You might think the best and most productive worker in the room is the one balancing 17 tasks at once and zooming up and down the halls, but you’d be wrong! It turns out that sometimes the smartest and most successful people are the ones who ease up on the throttle, turn down the pace, and work more slowly and mindfully.
Here are just a few ways how a slower approach to work can pay off hugely in the long run.
1. You need more time than you think… to think.
It’s hard to do your best cognitive and creative work in the frenzy of the workplace. What if that frenzy were just… pointless, though? If you start to think “slow,” you’ll give yourself time to ease the pressure, get creative, let your ideas simmer until they’re ready to emerge. Instead of jumping rapidly—and inefficiently—from task to task, try deliberately slowing down. You might be amazed at how much time you actually have in a given day when working effectively instead of in a frenzy.
2. Your rational brain kicks in.
You’ll be more confident in your ideas and decisions when you make them mindfully. Move away from your super fast automatic or “sympathetic” nervous system and those knee-jerk reactions, and towards the slower, more logical “parasympathetic” nervous system. You’ll get out of mental loops and autopilot and come to more logical decisions about which you can be more confident.
3. Your listening skills improve.
Are you frantically tuning people out, smiling and nodding because you’re just too busy to put down your task and listen? Curb this common behavior and learn to truly process the ideas and concerns of others. You never know when this might help you find the missing piece to a personal puzzle, or gain more respect and traction among your coworkers.

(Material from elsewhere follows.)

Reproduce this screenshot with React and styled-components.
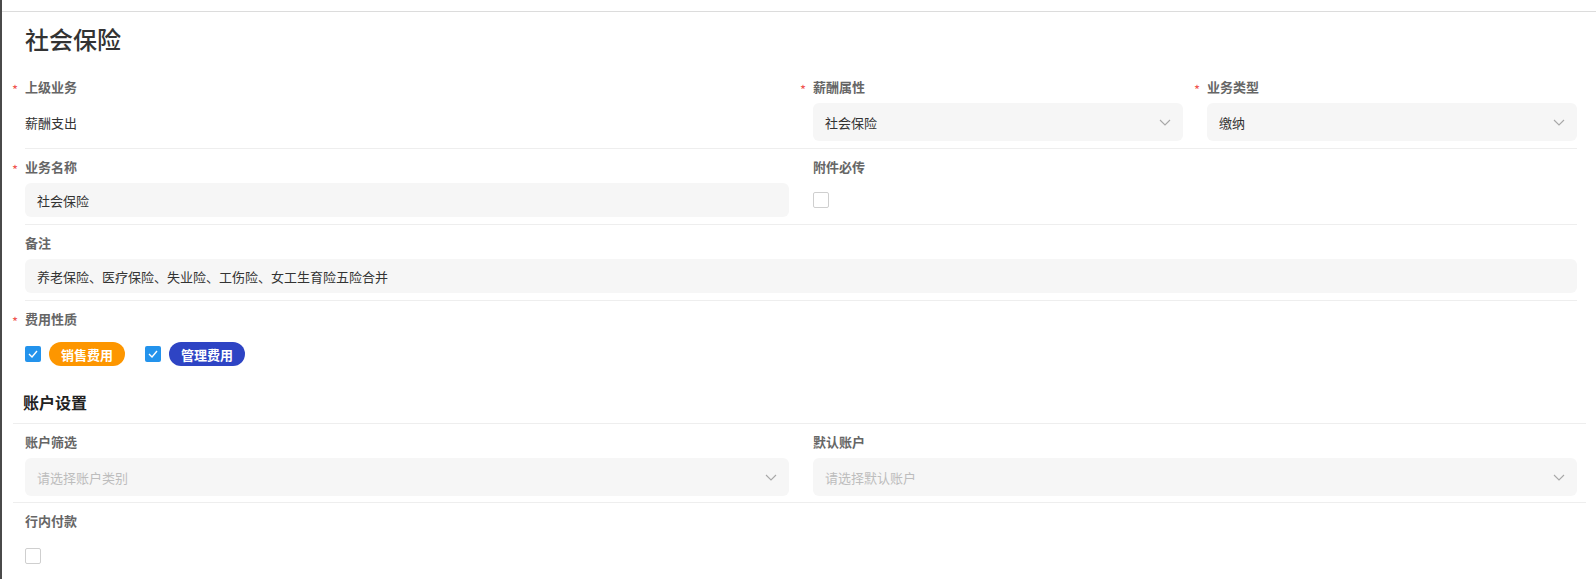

4. You’ll make fewer mistakes.
Working this way, slowing your pace to be more meticulous and measured, means that you’ll make fewer mistakes. And the mistakes you do make will be much easier to rectify. You might even learn something and have the time and space to internalize that lesson before moving on.
5. Your brain will remember how to act.
This kind of practice is also great because it will eventually train your brain to slow down and work this way automatically. Soon it won’t be a project, but just the way you work.
6. You can eliminate unnecessary work.
Sometimes busy work is just that… busy. Working slowly can help you realize which tasks are not necessary. Save yourself and your coworkers from extraneous work. Don’t create extra tasks for yourself or others when you could concentrate on the projects that really matter.
7. You’ll learn to let go of stress.
Instead of chewing your nails down to the quick and tapping your feet annoyingly while waiting for coworkers to finish off their tasks, concentrate on the work on your desk. Do it right, rather than fast. And instead of concentrating on getting everything done, try working just on the task at hand and getting it done right. Relax a little and understand that it’s just not possible to leave work every day with a blank to-do list.